I can't stress the outline enough. I wish I did it in the early days, but I wasn't able to "see" the whole story from the beginning back then. Now, I find it is the thing that helps me see what is important to the topic. Sometimes I feel like I need to talk about a point up front but after roughing it out I realize it's actually more interesting and easier to understand if I hold it back until the end. Conversely, there are some really interesting things that can't be explained until the end but I can tease them up front to build excitement and then explain them after the foundation is laid.

I completely agree with you. When it comes to academic writing, the content transforms itself into a more coherent entity as I write. Oftentimes the big picture seems laughably inadequate and even inaccurate when I look at the final product, so much so that writing itself seems like research and thinking beforehand, almost redundant.

Hamming agrees in his famous speech (see the Q&A section on this page - https://www.cs.virginia.edu/~robins/YouAndYourResearch.html) that 50% of the time is just spent writing/presenting research.

I write in one way, I type in another and I also speak in another way. My thoughts are weird.

The words, style and delivery of my intentions through a pen/pencil/crayon differ from my spoken word and typed thoughts.

Trite "avoid ..." theses are often ... trite.

What you describe is how I write as well.

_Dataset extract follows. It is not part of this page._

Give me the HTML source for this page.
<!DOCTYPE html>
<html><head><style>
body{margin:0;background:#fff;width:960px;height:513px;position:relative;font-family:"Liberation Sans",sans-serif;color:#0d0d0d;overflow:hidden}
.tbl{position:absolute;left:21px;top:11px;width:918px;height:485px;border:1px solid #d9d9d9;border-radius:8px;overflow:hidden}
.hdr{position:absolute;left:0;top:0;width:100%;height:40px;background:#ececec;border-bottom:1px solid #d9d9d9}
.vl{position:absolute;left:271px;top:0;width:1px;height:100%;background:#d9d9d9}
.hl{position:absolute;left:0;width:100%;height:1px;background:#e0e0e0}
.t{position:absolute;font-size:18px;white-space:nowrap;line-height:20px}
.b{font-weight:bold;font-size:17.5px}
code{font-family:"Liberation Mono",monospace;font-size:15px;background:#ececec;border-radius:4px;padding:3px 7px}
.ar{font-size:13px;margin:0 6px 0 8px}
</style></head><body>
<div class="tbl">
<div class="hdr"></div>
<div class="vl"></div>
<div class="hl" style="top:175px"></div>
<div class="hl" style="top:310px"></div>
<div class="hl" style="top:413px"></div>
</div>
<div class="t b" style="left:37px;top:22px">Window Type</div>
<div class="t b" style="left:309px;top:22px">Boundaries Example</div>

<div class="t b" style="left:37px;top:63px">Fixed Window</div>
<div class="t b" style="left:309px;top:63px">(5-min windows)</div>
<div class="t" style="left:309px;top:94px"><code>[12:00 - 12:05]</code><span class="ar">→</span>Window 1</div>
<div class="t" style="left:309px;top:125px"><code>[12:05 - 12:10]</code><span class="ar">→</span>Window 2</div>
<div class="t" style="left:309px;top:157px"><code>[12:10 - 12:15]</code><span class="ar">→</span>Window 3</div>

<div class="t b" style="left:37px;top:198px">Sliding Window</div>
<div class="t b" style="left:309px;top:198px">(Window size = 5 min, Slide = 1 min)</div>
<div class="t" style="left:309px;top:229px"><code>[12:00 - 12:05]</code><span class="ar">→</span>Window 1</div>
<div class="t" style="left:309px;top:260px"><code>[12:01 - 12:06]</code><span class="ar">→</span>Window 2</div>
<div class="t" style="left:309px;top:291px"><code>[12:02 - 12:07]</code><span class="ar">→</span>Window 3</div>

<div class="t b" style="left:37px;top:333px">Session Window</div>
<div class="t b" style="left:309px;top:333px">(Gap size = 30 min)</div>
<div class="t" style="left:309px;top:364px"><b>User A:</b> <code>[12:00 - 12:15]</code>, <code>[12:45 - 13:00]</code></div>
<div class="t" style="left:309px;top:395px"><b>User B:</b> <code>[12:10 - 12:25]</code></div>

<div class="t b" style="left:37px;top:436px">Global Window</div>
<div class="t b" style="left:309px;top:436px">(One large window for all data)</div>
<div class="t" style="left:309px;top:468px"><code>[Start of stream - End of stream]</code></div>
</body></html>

I've tried the 'never edit your first pass' approach before, and I found that my ideas flowed like sandpaper instead of silk. It was awful. I simply do not think in that manner.

Yeah, I work like that. I don't like writing, and haven't done a lot of it professionally, but this has always been my process when I've had to write.
I work like that too for small stuff but I guess the advice of not editing while drafting is more geared towards longer forms (books, scripts, etc).